Govt, BGMEA seek to be part of factory inspection team
The government and garment exporters have expressed disappointment as IndustriALL -- a global trade union -- has excluded them from a core committee that will inspect Bangladeshi factories under an accord signed by 85 global retailers and brands.
The Bangladesh sides were barred from the panel as IndustriALL fears they could influence the inspection, an official of the trade union said.
Also, the 85 retailers and brands will pay $12.5 million each in the next five years for the inspection and as compensation to workers, but the Bangladesh government and the garment manufacturers will have no such contribution, the official said.

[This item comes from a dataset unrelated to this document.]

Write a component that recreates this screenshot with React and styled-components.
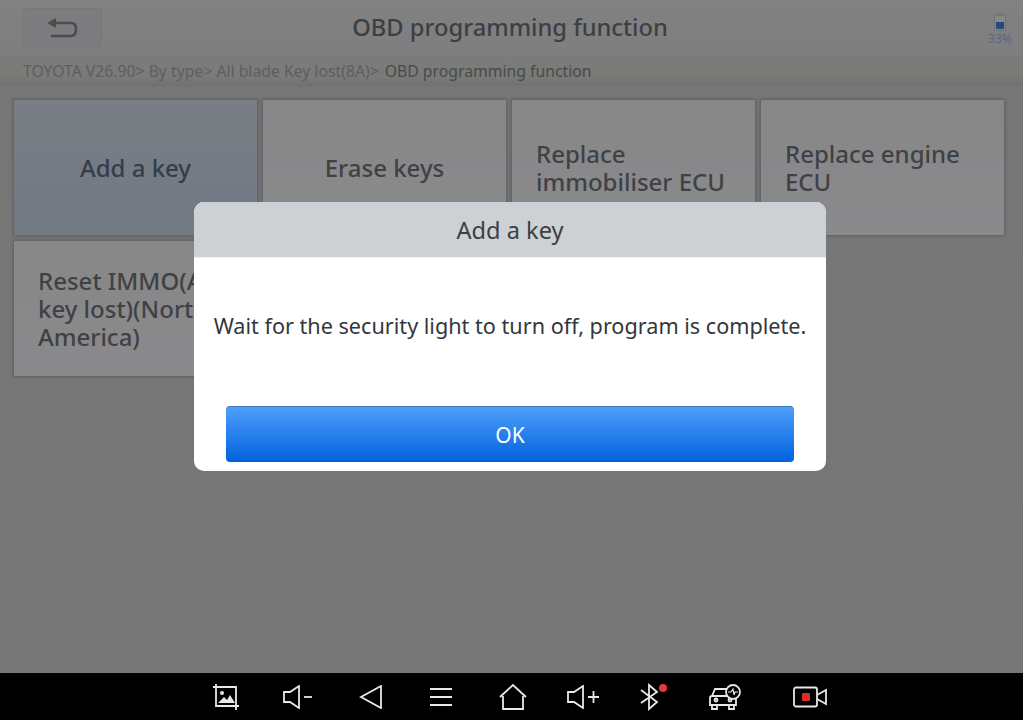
import React from "react";
import styled, { createGlobalStyle } from "styled-components";

const GlobalStyle = createGlobalStyle`
  html, body {
    margin: 0;
    padding: 0;
    background: #000;
  }
  * {
    box-sizing: border-box;
  }
`;

const Screen = styled.div`
  position: relative;
  width: 1023px;
  height: 720px;
  overflow: hidden;
  display: flex;
  flex-direction: column;
  background: #d8d8d7;
  font-family: "Noto Sans", "Open Sans", sans-serif;
`;

const Main = styled.div`
  flex: 1;
  display: flex;
  flex-direction: column;
  min-height: 0;
`;

const Header = styled.div`
  height: 56px;
  flex: none;
  display: grid;
  grid-template-columns: 1fr auto 1fr;
  align-items: center;
  padding: 0 25px 0 22px;
  background: linear-gradient(#ececec, #e6e6e6);
`;

const BackButton = styled.div`
  width: 80px;
  height: 39px;
  margin-top: -1px;
  display: flex;
  align-items: center;
  justify-content: center;
  background: #e2e2e6;
  border: 1px solid #d8d8e0;
  border-radius: 3px;
`;

const Title = styled.div`
  font-size: 23.7px;
  font-weight: 500;
  color: #70747a;
  margin-top: -2px;
`;

const Battery = styled.div`
  justify-self: end;
  width: 26px;
  margin-right: -15px;
  display: flex;
  flex-direction: column;
  align-items: center;
  margin-top: 2px;
  font-size: 12px;
  line-height: 13px;
  color: #a4bce8;
`;

const Breadcrumb = styled.div`
  height: 30px;
  flex: none;
  padding-left: 23px;
  display: flex;
  align-items: center;
  font-size: 15.75px;
  color: #acacb0;
  background: linear-gradient(#e2e2de, #dededa 70%, #cdcdcb);
  span {
    color: #85878b;
    margin-left: 6px;
  }
`;

const TileGrid = styled.div`
  display: grid;
  grid-template-columns: repeat(4, 243px);
  grid-auto-rows: 135px;
  gap: 6px;
  padding: 14px 0 0 14px;
`;

const Tile = styled.div`
  display: flex;
  align-items: center;
  justify-content: ${(p) => (p.$left ? "flex-start" : "center")};
  padding: ${(p) => (p.$left ? "0 20px 0 24px" : "0")};
  font-size: 24px;
  font-weight: 500;
  line-height: 28px;
  color: ${(p) => (p.$active ? "#5f6f8c" : "#75777e")};
  background: ${(p) =>
    p.$active ? "linear-gradient(#dbe6f0, #cfdcee)" : "linear-gradient(#f6f6f8, #fbfbff)"};
  box-shadow: 0 0 3px 1px rgba(120, 125, 145, 0.5);
  white-space: nowrap;
  overflow: hidden;
`;

const Backdrop = styled.div`
  position: absolute;
  top: 0;
  left: 0;
  right: 0;
  bottom: 47px;
  padding: 202px 0 0 194px;
  background: rgba(0, 0, 0, 0.45);
`;

const Dialog = styled.div`
  width: 632px;
  height: 269px;
  display: flex;
  flex-direction: column;
  border-radius: 10px;
  overflow: hidden;
  background: #fff;
`;

const DialogTitle = styled.div`
  height: 56px;
  flex: none;
  display: flex;
  align-items: center;
  justify-content: center;
  padding-bottom: 2px;
  font-size: 23.6px;
  color: #3b3f44;
  background: #cdd1d4;
  border-top: 2px solid #c9d0dc;
  border-bottom: 1px solid #eef0f0;
`;

const DialogBody = styled.div`
  height: 148px;
  flex: none;
  display: flex;
  align-items: center;
  justify-content: center;
  padding-bottom: 14px;
  font-size: 21.63px;
  color: #33373c;
`;

const OkButton = styled.div`
  height: 56px;
  margin: 0 32px;
  display: flex;
  align-items: center;
  justify-content: center;
  font-size: 21px;
  color: #fff;
  border-radius: 4px;
  border-top: 1px solid #3a78c0;
  background: linear-gradient(#4f9efb, #0062dc);
`;

const NavBar = styled.div`
  height: 47px;
  flex: none;
  display: flex;
  align-items: center;
  padding-left: 212px;
  background: #000;
`;

const NavIcon = styled.svg`
  flex: none;
  margin-left: ${(p) => p.$gap}px;
  fill: none;
  stroke: #e8e8e8;
  stroke-width: 1.8;
`;

const BackArrow = () => (
  <svg width="34" height="22" viewBox="0 0 34 22" fill="none">
    <path d="M2 6 L11 1 V11 Z" fill="#8a8a8e" />
    <path d="M10 6 H26 Q31 6 31 12 Q31 19 26 19 H6" stroke="#8a8a8e" strokeWidth="2.6" />
  </svg>
);

const BatteryIcon = () => (
  <svg width="14" height="19" viewBox="0 0 14 19">
    <rect x="4" y="0" width="6" height="2" fill="#c8d4dc" />
    <rect x="1.5" y="2.5" width="11" height="15" fill="#f4f8fb" stroke="#c8d4dc" />
    <rect x="3" y="9" width="8" height="7" fill="#4a88e0" />
  </svg>
);

const tiles = [
  { id: 1, lines: ["Add a key"], active: true },
  { id: 2, lines: ["Erase keys"] },
  { id: 3, lines: ["Replace", "immobiliser ECU"], left: true },
  { id: 4, lines: ["Replace engine", "ECU"], left: true },
  { id: 5, lines: ["Reset IMMO(All", "key lost)(North", "America)"], left: true },
];

const App = () => {
  return (
    <Screen>
      <GlobalStyle />
      <Main>
        <Header>
          <BackButton>
            <BackArrow />
          </BackButton>
          <Title>OBD programming function</Title>
          <Battery>
            <BatteryIcon />
            33%
          </Battery>
        </Header>
        <Breadcrumb>
          TOYOTA V26.90&gt; By type&gt; All blade Key lost(8A)&gt;
          <span>OBD programming function</span>
        </Breadcrumb>
        <TileGrid>
          {tiles.map((t) => (
            <Tile key={t.id} $active={t.active} $left={t.left}>
              <div>
                {t.lines.map((l) => (
                  <div key={l}>{l}</div>
                ))}
              </div>
            </Tile>
          ))}
        </TileGrid>
      </Main>
      <NavBar>
        <NavIcon $gap={0} width="28" height="28" viewBox="0 0 28 28">
          <path d="M4 1 V23 H27 M1 4 H24 V27" />
          <circle cx="10" cy="10" r="2" fill="#e8e8e8" stroke="none" />
          <path d="M6 20 L12 14 L15 17 L18 12 L23 20 Z" fill="#e8e8e8" stroke="none" />
        </NavIcon>
        <NavIcon $gap={43} width="30" height="24" viewBox="0 0 30 24">
          <path d="M1 7 H7 L16 1 V23 L7 17 H1 Z" />
          <path d="M21 12 H29" />
        </NavIcon>
        <NavIcon $gap={46} width="24" height="24" viewBox="0 0 24 24">
          <path d="M22 1 V23 L2 12 Z" />
        </NavIcon>
        <NavIcon $gap={47} width="22" height="20" viewBox="0 0 22 20">
          <path d="M0 2 H22 M0 10 H22 M0 18 H22" />
        </NavIcon>
        <NavIcon $gap={47} width="28" height="26" viewBox="0 0 28 26">
          <path d="M1 13 L14 1 L27 13 M4 12 V25 H24 V12" />
        </NavIcon>
        <NavIcon $gap={40} width="33" height="24" viewBox="0 0 33 24">
          <path d="M1 7 H7 L16 1 V23 L7 17 H1 Z" />
          <path d="M21 12 H32 M26.5 6 V18" />
        </NavIcon>
        <NavIcon $gap={40} width="28" height="28" viewBox="0 0 28 28">
          <path d="M1 7 L17 19 L9 26 V2 L17 9 L1 20" />
          <circle cx="23" cy="5" r="4" fill="#e53a3a" stroke="none" />
        </NavIcon>
        <NavIcon $gap={40} width="34" height="26" viewBox="0 0 34 26" strokeWidth="1.5">
          <path d="M4 12 L7 5 H20 M2 14 Q2 12 4 12 H26 Q28 12 28 15 V21 H2 Z M4 21 V25 H9 V21 M21 21 V25 H26 V21" />
          <circle cx="8" cy="16" r="1.5" />
          <circle cx="22" cy="16" r="1.5" />
          <circle cx="25" cy="8" r="7" fill="#000" />
          <path d="M20 8 H23 L25 5 L26 11 L27 8 H30" strokeWidth="1.2" />
        </NavIcon>
        <NavIcon $gap={51} width="34" height="22" viewBox="0 0 34 22" strokeWidth="1.5">
          <rect x="1" y="1.5" width="23" height="19" rx="2" />
          <path d="M24 9 L33 4 V18 L24 13" />
          <rect x="9" y="7" width="8" height="8" rx="1" fill="#e02a2a" stroke="none" />
        </NavIcon>
      </NavBar>
      <Backdrop>
        <Dialog>
          <DialogTitle>Add a key</DialogTitle>
          <DialogBody>Wait for the security light to turn off, program is complete.</DialogBody>
          <OkButton>OK</OkButton>
        </Dialog>
      </Backdrop>
    </Screen>
  );
};

export default App;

Now the government and Bangladesh Garment Manufacturers and Exporters Association seek membership of the steering committee of the building and fire safety accord. However, IndustriALL, the initiator of the agreement, wants to keep them in the advisory council.
In the six-member steering committee, Monica Campbell from IndustriALL, John Hoffman from UNI Global Union, and Roy Ramesh Chandra, general secretary of IndustriALL Bangladesh Council, have been named under the unions category.
The rest three representatives were selected from the international brands and retailers -- Inditex, PVH and C&A, Roy Ramesh Chandra said.
The IndustriALL Global Union initiated the accord to inspect 800 factories after the deadliest Rana Plaza building collapse in Savar that claimed 1,132 lives in April.
The other members of the advisory council of the factory inspection team will be representatives from the civil society and trade union leaders, Chandra said. The BGMEA and the government will remain in the focal point in the implementation process of the accord, he added.
But, Chandra could not exactly say when the factory inspection will begin. The government and the garment makers' platform endorsed the legally binding accord in Geneva in presence of the representatives of the International Labour Organisation on July 8.
BGMEA President Atiqul Islam said they have already requested the IndustriALL to include them in the steering committee. “We will talk to them (IndustriALL) again,” Islam said.
North American Alliance, a platform of 20 US-based retailers and brands for worker safety that will separately inspect 1,200 factories, has already made Islam a member of their agreement implementing committee.